Operational Guardrails for AI: What They Are, Types, and How to Implement Them
A Model Without Guardrails Is an Operational Risk
ML models in production operate in uncontrolled environments. Input data can be corrupt, incomplete, or adversarially manipulated. Distributions shift. Edge cases emerge. And the consequences of an erroneous decision can be costly or irreversible. A guardrail is an operational control that prevents, detects, or mitigates undesired system behavior before it impacts the business.
This is not a new concept: software engineering has had circuit breakers, rate limiters, and validation layers for decades. What is new is applying these patterns systematically to ML systems, where behavior is probabilistic and failure modes are more subtle.
Type 1: Input Validation
The first guardrail executes before data reaches the model. It includes schema validation (expected fields exist and have the correct type), range checks (an age value of -5 or 999 is rejected), missing data policies (if more than N critical features are missing, the request routes to a fallback or is rejected), and request-level drift detection (if the current batch distribution differs significantly from the training set, an alert is generated).
Type 2: Output Constraints
After the model produces a prediction, constraints are applied to the output. A confidence threshold rejects predictions with probability below a threshold (e.g., if the model has less than 70% confidence, no automatic action is taken). Range checks ensure the prediction is within physically possible limits (a pricing model cannot predict negative prices). Consistency checks detect contradictions (if the model approves a credit but the risk score is in the red zone, it escalates to human review).
Type 3: Business Rules
Business rules are guardrails that encode domain constraints the model cannot (or should not) learn from data. They include regulatory limits (a bank cannot approve a credit exceeding a certain debt-to-income ratio, regardless of what the model says), manual overrides (a human operator can force a different decision, but it must be logged in the decision log), and business priorities (during a launch, the inventory allocation model may prioritize one channel over another, overriding pure optimization).
Type 4: Safety Nets
Safety nets are fallback mechanisms activated when the primary system fails or produces suspicious results. They include fallback models (a simpler, more robust model, like logistic regression, that takes over when the primary model fails or has low confidence), safe defaults (if everything fails, the system applies the most conservative action -- e.g., not approving a suspicious transaction), and human escalation (when the system cannot make a decision with sufficient confidence, it routes to a human operator with full context information).
Type 5: Circuit Breakers
Inspired by the homonymous microservices pattern, circuit breakers automatically disconnect the model from decision-making when they detect a systemic anomaly. They activate when the error rate exceeds a threshold (e.g., more than 15% of predictions rejected by output guardrails in the last 5 minutes), latency exceeds acceptable limits (indicating possible infrastructure degradation), or a volume anomaly is detected (a spike or abrupt drop in requests suggesting an upstream problem).
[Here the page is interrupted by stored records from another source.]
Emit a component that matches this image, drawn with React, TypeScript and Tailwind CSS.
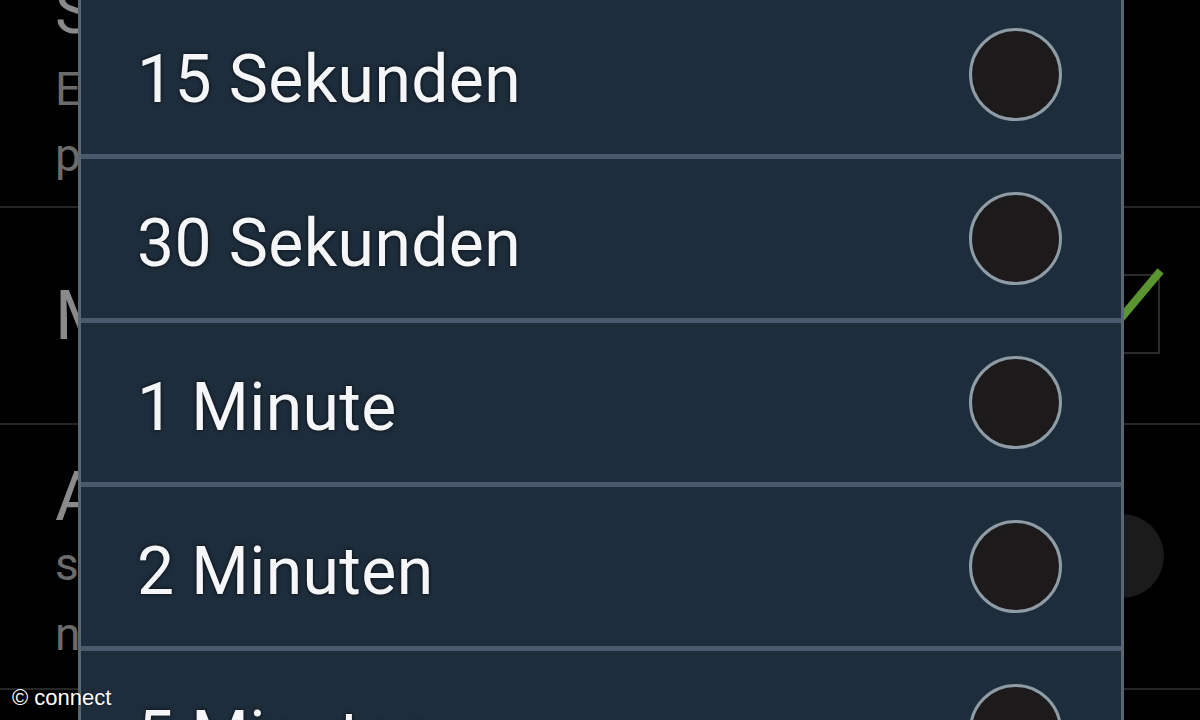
import React from 'react';

const options = ['15 Sekunden', '30 Sekunden', '1 Minute', '2 Minuten', '5 Minuten'];

function SettingsBehind() {
  return (
    <div className="flex flex-col w-full">
      {/* row 1 */}
      <div className="h-[208px] border-b-2 border-[#262626] pl-[55px] overflow-hidden">
        <div className="text-[64px] leading-none text-[#8a8a8a] -mt-[20px] whitespace-nowrap">Smart stay</div>
        <div className="text-[46px] leading-[66px] text-[#6b6b6b] mt-[12px] whitespace-nowrap">
          <div>Erkennt, ob Sie auf den Bildschirm</div>
          <div>passen und hält ihn eingeschaltet</div>
        </div>
      </div>
      {/* row 2 */}
      <div className="h-[217px] border-b-2 border-[#262626] pl-[55px] pr-[40px] flex items-center justify-between">
        <div className="text-[68px] leading-none text-[#8a8a8a] -mt-[0px] whitespace-nowrap">Modus für Bildschirm</div>
        <div className="relative w-[40px] h-[80px] border-2 border-[#2b2b2b] -mt-[4px]">
          <svg className="absolute -left-[10px] -top-[8px]" width="52" height="64" viewBox="0 0 52 64">
            <path d="M4 56 L46 6" stroke="#5a9532" strokeWidth="8" strokeLinecap="square" />
          </svg>
        </div>
      </div>
      {/* row 3 */}
      <div className="h-[265px] border-b-2 border-[#262626] pl-[55px] pr-[36px] flex items-start justify-between">
        <div className="whitespace-nowrap">
          <div className="text-[68px] leading-none text-[#8a8a8a] mt-[38px]">Automatische Helligkeit</div>
          <div className="text-[46px] leading-[70px] text-[#6b6b6b] -mt-[2px]">
            <div>stellt die Helligkeit des Bildschirms</div>
            <div>nach Umgebungslicht ein</div>
          </div>
        </div>
        <div className="w-[84px] h-[84px] rounded-full bg-[#1b1b1b] mt-[89px] flex items-center justify-center">
          <span className="text-[#9aa] text-[22px] -ml-[14px]">›</span>
        </div>
      </div>
    </div>
  );
}

export default function App() {
  return (
    <div
      className="relative w-[1200px] h-[720px] bg-black overflow-hidden"
      style={{ fontFamily: 'Roboto, "Noto Sans", sans-serif' }}
    >
      <SettingsBehind />

      {/* timeout dialog */}
      <div className="absolute left-[78px] top-[-5px] w-[1046px] bg-[#1e2d3c] border-x-[3px] border-[#586772]">
        {options.map((opt) => (
          <div
            key={opt}
            className="h-[164px] border-b-[5px] border-[#485a6b] flex items-center justify-between pl-[56px] pr-[59px]"
          >
            <span
              className="text-[66px] leading-none text-[#f4f6f8] tracking-[0.4px] mt-[10px]"
              style={{ textShadow: '0 0 4px rgba(0,0,0,0.8)' }}
            >
              {opt}
            </span>
            <span className="w-[93px] h-[93px] rounded-full bg-[#1c1a1b] border-[3px] border-[#8e9ca6]" />
          </div>
        ))}
      </div>

      <div
        className="absolute left-[12px] top-[687px] text-[22px] text-white leading-none"
        style={{ fontFamily: '"Liberation Sans", Arial, sans-serif', textShadow: '0 0 2px rgba(0,0,0,0.8)' }}
      >
        © connect
      </div>
    </div>
  );
}
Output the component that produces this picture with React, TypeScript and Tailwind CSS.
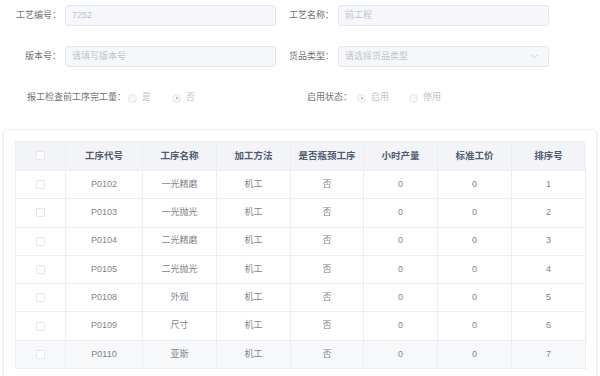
import React from "react";

const rows = [
  { code: "P0102", name: "一光精磨", sort: 1 },
  { code: "P0103", name: "一光抛光", sort: 2 },
  { code: "P0104", name: "二光精磨", sort: 3 },
  { code: "P0105", name: "二光抛光", sort: 4 },
  { code: "P0108", name: "外观", sort: 5 },
  { code: "P0109", name: "尺寸", sort: 6 },
  { code: "P0110", name: "亚斯", sort: 7 },
];

const headers = ["工序代号", "工序名称", "加工方法", "是否瓶颈工序", "小时产量", "标准工价", "排序号"];
const widths = ["w-[50px]", "w-[77px]", "w-[74px]", "w-[74px]", "w-[73px]", "w-[74px]", "w-[74px]", "w-[74px]"];

function Radio({ checked, label }: { checked?: boolean; label: string }) {
  return (
    <span className="flex items-center gap-[5px]">
      <span className="w-[9px] h-[9px] rounded-full border border-[#e4e7ed] bg-[#f5f7fa] flex items-center justify-center">
        {checked && <span className="w-[2px] h-[2px] rounded-full bg-[#a8abb2]" />}
      </span>
      <span className="text-[#c0c4cc]">{label}</span>
    </span>
  );
}

function Checkbox() {
  return <span className="inline-block w-[9px] h-[9px] border border-[#e4e7ed] bg-white rounded-[1px] align-middle" />;
}

function Field({
  label,
  value,
  placeholder,
  select,
  labelWidth,
}: {
  label: string;
  value?: string;
  placeholder?: string;
  select?: boolean;
  labelWidth: string;
}) {
  return (
    <div className="flex items-center">
      <span className={`${labelWidth} text-right text-[#6f7277] shrink-0`}>{label}</span>
      <div className="ml-[4px] w-[211px] h-[21px] rounded-[3px] border border-[#e4e7ed] bg-[#f5f7fa] flex items-center justify-between px-[6px]">
        <span className="text-[#c0c4cc]">{value ?? placeholder}</span>
        {select && (
          <svg width="7" height="5" viewBox="0 0 7 5" className="mr-[4px]">
            <path d="M0.5 1 L3.5 4 L6.5 1" fill="none" stroke="#c0c4cc" strokeWidth="0.8" />
          </svg>
        )}
      </div>
    </div>
  );
}

export default function App() {
  return (
    <div
      className="w-[600px] h-[376px] overflow-hidden bg-white text-[9px]"
      style={{ fontFamily: '"Liberation Sans", "Noto Sans CJK SC", sans-serif' }}
    >
      <div className="pt-[5px]">
        <div className="flex gap-[4px] h-[21px]">
          <Field label="工艺编号：" value="7252" labelWidth="w-[61px]" />
          <Field label="工艺名称：" value="前工程" labelWidth="w-[54px]" />
        </div>
        <div className="flex gap-[4px] h-[21px] mt-[20px]">
          <Field label="版本号：" placeholder="请填写版本号" labelWidth="w-[61px]" />
          <Field label="货品类型：" placeholder="请选择货品类型" select labelWidth="w-[54px]" />
        </div>
        <div className="flex items-center h-[20px] mt-[21px]">
          <div className="flex items-center w-[307px] pl-[27px]">
            <span className="text-[#6f7277]">报工检查前工序完工量：</span>
            <div className="flex items-center gap-[21px] ml-[2px]">
              <Radio label="是" />
              <Radio checked label="否" />
            </div>
          </div>
          <div className="flex items-center">
            <span className="text-[#6f7277] w-[50px]">启用状态：</span>
            <div className="flex items-center gap-[20px]">
              <Radio checked label="启用" />
              <Radio label="停用" />
            </div>
          </div>
        </div>
      </div>

      <div className="mt-[21px] ml-[3px] w-[594px] rounded-[4px] border border-[#ebeef5] shadow-[0_1px_4px_rgba(0,0,0,0.06)] pt-[11px] px-[11px] pb-[20px]">
        <table className="table-fixed border-collapse w-[570px]">
          <thead>
            <tr className="bg-[#f2f4f8] h-[29px]">
              <th className={`${widths[0]} border border-[#ebeef5] text-center`}>
                <Checkbox />
              </th>
              {headers.map((h, i) => (
                <th key={h} className={`${widths[i + 1]} border border-[#ebeef5] text-center font-bold text-[#515a6e] text-[9.5px]`}>
                  {h}
                </th>
              ))}
            </tr>
          </thead>
          <tbody>
            {rows.map((r, i) => (
              <tr key={r.code} className={`h-[28.3px] text-[#818489] ${i === rows.length - 1 ? "bg-[#f7f8fa]" : ""}`}>
                <td className="border border-[#ebeef5] text-center">
                  <Checkbox />
                </td>
                <td className="border border-[#ebeef5] text-center">{r.code}</td>
                <td className="border border-[#ebeef5] text-center">{r.name}</td>
                <td className="border border-[#ebeef5] text-center">机工</td>
                <td className="border border-[#ebeef5] text-center">否</td>
                <td className="border border-[#ebeef5] text-center">0</td>
                <td className="border border-[#ebeef5] text-center">0</td>
                <td className="border border-[#ebeef5] text-center">{r.sort}</td>
              </tr>
            ))}
          </tbody>
        </table>
      </div>
    </div>
  );
}
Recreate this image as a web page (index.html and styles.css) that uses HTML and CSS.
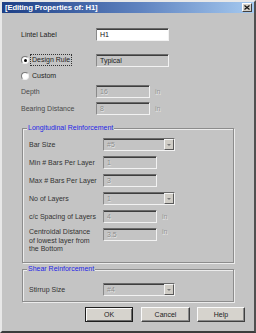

When a circuit breaker activates, the system enters "safe" mode: all decisions route to the safety net (fallback model or safe defaults) and a high-priority alert is generated for the operations team.
Guardrails Architecture on Google Cloud
Each guardrail type maps to a managed Google Cloud service. Separation into independent services allows scaling, versioning, and monitoring each control layer independently:
Input guardrails are deployed as Cloud Functions v2 with controlled concurrency. Business rules are encoded in a Cloud Run rules engine, with versioned configuration in Firestore (real-time updates via snapshots). Circuit breakers are implemented with Cloud Monitoring alerting policies: when the error rate exceeds 15% in a 5-minute window, a Cloud Function deactivates the primary endpoint and redirects traffic to the fallback model. The entire flow (input, guardrails triggered, model output, rule applied, final decision) is written as a structured event to BigQuery for complete audit.
Implementation Patterns
Guardrails as Middleware
The cleanest pattern is implementing each guardrail as middleware in a processing chain. Each middleware receives the request context, executes its validation, and decides whether to pass to the next link or cut the chain with a documented rejection. This allows adding, removing, or reordering guardrails without modifying the model or business logic.
Configuration as Code
Guardrail thresholds and rules should be configurable without redeployment. We recommend using a versioned configuration file (YAML or JSON) loaded at service startup that can be updated via feature flags or config refresh. Threshold changes should be logged in the same traceability system as decisions.
Key Takeaways
- Guardrails are not optional: they are operational controls that prevent a probabilistic model from causing harm in production.
- The five types cover the complete cycle: input validation, output constraints, business rules, safety nets, and circuit breakers.
- Every triggered guardrail must be logged in the decision log for audit and continuous improvement.
- Circuit breakers protect against systemic failures, automatically activating safe mode when anomalies are detected.
- Implementation as middleware allows flexible composition of guardrails without coupling logic to the model.